* _What is being asked_:
Check each line below for the word "page", and copy those that have it.
........
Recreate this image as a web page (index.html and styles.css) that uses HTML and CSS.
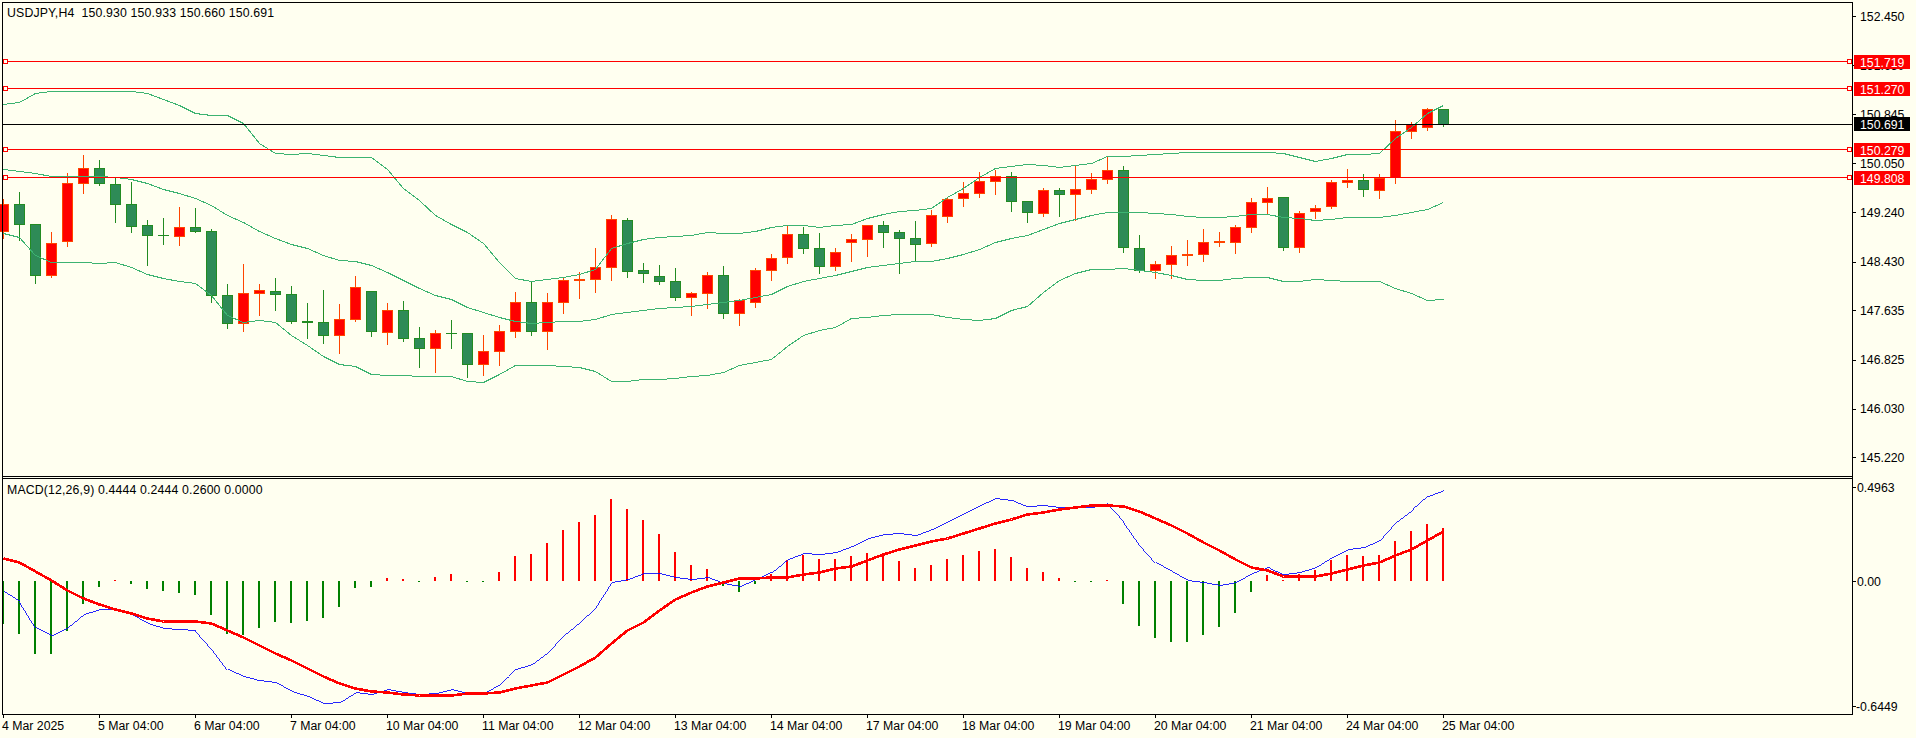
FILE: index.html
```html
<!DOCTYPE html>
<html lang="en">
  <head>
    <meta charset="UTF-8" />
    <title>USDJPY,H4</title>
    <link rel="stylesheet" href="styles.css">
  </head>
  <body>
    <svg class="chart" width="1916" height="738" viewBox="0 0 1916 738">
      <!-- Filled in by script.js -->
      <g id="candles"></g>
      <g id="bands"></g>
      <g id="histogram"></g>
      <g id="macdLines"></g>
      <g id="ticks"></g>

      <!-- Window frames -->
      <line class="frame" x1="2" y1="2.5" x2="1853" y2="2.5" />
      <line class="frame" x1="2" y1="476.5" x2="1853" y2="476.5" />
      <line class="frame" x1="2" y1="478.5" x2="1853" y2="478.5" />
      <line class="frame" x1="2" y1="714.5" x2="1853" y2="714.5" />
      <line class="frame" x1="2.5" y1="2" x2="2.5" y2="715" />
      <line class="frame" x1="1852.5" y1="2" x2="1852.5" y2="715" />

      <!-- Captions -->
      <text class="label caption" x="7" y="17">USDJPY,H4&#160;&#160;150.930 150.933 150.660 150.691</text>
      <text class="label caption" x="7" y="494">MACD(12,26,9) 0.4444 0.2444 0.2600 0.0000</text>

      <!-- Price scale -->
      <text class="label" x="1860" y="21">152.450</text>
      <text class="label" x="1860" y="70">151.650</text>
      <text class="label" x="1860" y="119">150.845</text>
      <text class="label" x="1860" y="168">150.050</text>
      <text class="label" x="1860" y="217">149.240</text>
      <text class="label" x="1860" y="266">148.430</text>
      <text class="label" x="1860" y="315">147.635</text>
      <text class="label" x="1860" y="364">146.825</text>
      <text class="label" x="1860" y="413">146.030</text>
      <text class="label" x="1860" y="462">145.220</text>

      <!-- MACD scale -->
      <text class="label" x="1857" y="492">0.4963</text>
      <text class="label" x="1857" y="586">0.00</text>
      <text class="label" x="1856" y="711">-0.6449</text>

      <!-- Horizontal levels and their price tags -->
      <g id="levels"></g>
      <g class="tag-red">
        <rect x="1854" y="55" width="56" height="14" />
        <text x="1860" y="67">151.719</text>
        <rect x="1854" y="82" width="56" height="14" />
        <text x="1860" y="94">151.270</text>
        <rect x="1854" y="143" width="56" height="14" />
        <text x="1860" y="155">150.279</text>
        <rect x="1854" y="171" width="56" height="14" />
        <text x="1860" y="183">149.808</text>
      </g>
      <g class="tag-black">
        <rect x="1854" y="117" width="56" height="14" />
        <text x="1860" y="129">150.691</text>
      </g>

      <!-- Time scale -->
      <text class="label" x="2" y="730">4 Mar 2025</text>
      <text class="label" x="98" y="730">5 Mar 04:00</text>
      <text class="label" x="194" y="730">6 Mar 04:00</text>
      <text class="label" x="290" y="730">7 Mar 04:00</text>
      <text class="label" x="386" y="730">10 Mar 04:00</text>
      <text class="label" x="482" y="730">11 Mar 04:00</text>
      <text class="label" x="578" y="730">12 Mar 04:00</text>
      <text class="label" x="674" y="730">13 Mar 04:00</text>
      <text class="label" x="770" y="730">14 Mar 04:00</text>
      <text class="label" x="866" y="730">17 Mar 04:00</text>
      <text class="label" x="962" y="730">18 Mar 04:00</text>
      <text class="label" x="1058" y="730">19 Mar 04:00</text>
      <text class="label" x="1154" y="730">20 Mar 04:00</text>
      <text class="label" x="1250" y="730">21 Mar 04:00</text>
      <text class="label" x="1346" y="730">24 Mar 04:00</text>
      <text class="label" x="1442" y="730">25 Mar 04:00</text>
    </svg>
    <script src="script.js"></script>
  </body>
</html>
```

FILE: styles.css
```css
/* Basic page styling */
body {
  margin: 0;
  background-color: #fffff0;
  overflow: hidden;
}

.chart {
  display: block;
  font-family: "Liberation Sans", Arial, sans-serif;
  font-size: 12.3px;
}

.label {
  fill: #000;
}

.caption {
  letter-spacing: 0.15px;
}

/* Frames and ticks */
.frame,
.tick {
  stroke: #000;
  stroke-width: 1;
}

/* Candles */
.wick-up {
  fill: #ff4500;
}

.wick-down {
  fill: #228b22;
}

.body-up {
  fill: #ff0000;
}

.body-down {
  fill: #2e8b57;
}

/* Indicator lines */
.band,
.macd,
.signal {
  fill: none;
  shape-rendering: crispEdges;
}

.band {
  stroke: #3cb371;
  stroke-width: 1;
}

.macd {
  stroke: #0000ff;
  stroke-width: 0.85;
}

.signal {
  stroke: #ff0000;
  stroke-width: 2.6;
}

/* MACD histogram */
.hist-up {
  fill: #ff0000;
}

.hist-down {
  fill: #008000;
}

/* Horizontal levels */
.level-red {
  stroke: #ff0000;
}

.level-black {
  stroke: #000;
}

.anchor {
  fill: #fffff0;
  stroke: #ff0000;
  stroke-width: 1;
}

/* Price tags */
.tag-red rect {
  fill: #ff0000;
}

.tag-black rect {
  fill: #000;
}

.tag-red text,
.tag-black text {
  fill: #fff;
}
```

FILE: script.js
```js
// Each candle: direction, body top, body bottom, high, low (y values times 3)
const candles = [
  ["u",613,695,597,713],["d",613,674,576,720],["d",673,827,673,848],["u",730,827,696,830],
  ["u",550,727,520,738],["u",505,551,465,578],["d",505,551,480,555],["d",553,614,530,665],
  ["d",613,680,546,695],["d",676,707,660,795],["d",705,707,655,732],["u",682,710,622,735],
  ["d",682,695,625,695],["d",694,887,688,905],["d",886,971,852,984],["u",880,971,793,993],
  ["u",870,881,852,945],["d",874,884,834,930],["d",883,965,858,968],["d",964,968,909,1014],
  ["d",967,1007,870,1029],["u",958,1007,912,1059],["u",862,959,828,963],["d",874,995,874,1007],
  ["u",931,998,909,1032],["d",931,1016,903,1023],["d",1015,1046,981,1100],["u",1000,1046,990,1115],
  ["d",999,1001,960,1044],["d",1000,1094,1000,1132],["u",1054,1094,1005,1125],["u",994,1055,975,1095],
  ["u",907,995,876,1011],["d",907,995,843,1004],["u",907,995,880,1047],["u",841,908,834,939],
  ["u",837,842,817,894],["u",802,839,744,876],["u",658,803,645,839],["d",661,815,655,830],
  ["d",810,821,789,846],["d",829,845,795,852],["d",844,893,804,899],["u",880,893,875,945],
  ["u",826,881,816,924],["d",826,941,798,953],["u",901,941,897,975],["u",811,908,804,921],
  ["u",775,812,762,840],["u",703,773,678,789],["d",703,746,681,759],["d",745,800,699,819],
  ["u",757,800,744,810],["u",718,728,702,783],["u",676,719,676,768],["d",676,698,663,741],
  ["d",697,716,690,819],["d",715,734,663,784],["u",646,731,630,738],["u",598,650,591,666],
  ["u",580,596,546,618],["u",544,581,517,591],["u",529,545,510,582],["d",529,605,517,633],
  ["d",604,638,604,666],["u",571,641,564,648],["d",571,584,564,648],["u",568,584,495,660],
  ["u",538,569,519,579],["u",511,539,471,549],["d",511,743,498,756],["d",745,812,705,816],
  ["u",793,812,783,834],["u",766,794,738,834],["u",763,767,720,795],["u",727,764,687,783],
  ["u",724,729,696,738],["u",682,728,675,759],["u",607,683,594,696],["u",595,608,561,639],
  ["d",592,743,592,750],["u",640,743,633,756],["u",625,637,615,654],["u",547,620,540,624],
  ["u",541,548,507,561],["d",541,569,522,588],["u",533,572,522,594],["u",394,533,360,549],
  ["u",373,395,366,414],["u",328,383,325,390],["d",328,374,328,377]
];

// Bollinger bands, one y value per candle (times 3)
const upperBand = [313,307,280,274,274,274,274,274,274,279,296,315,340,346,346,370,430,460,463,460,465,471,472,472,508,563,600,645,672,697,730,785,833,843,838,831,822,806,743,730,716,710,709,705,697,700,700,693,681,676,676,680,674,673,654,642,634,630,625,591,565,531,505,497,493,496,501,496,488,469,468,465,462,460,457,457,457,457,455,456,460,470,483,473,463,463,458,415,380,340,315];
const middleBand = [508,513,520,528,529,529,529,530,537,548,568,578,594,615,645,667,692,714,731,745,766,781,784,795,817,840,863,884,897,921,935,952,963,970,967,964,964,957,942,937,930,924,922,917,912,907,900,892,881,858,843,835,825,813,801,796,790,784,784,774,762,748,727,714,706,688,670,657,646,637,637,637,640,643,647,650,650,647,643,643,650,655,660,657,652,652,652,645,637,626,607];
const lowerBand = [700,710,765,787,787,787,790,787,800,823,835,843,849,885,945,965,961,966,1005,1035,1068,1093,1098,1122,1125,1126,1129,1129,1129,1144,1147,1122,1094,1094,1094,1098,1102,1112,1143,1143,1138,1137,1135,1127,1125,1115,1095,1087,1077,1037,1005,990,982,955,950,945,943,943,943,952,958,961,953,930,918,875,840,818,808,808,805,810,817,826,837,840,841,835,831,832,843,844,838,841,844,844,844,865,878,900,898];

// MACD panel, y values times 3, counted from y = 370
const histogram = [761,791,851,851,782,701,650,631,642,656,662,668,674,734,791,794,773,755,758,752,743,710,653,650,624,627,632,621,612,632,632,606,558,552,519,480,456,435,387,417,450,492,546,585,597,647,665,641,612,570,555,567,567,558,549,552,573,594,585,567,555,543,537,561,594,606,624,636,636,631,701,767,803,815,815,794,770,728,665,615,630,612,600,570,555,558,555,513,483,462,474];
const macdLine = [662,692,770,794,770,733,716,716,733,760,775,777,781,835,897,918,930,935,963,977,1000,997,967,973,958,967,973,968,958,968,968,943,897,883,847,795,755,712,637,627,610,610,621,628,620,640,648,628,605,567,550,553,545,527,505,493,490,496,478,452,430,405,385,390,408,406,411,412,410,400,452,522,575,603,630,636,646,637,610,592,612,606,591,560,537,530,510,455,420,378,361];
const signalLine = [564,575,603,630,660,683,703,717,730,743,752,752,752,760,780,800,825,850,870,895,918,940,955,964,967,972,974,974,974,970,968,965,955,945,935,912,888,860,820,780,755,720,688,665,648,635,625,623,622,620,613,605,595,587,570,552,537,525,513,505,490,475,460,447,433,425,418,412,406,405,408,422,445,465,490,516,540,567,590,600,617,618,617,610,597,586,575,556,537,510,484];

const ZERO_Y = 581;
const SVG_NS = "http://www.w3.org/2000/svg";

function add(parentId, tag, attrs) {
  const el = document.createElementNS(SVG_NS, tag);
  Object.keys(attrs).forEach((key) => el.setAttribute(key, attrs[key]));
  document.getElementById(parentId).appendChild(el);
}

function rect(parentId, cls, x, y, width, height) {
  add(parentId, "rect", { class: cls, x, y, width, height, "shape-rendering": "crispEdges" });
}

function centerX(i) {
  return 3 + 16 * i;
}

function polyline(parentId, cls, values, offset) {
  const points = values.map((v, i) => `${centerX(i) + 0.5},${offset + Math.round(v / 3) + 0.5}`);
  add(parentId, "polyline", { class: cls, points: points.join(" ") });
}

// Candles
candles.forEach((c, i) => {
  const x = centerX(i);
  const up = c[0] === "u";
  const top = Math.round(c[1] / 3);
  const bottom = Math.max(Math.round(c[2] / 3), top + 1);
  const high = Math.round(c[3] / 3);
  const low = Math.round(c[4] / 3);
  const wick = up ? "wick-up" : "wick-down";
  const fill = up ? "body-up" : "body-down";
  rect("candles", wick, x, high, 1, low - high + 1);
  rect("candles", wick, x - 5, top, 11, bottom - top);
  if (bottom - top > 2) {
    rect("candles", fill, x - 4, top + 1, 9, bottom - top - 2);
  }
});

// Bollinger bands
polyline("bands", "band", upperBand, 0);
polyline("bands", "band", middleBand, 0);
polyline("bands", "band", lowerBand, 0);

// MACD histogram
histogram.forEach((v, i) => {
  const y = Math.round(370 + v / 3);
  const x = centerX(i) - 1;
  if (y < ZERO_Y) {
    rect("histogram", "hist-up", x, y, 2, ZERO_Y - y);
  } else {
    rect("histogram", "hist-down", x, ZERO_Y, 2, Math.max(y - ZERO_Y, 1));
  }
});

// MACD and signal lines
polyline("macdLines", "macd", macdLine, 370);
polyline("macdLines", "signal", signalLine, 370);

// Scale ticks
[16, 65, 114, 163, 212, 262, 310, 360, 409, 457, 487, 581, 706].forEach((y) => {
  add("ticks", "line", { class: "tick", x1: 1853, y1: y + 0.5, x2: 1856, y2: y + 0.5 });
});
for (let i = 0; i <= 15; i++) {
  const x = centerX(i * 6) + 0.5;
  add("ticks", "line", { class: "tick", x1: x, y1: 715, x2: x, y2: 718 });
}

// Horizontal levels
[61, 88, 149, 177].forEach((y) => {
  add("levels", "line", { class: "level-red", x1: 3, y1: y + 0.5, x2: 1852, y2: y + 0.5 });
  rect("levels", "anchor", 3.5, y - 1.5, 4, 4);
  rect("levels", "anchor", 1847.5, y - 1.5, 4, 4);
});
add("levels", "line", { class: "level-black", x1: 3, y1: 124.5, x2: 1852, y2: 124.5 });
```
........
* _Reply to the task_:
Recreate this image as a web page (index.html and styles.css) that uses HTML and CSS.
/* Basic page styling */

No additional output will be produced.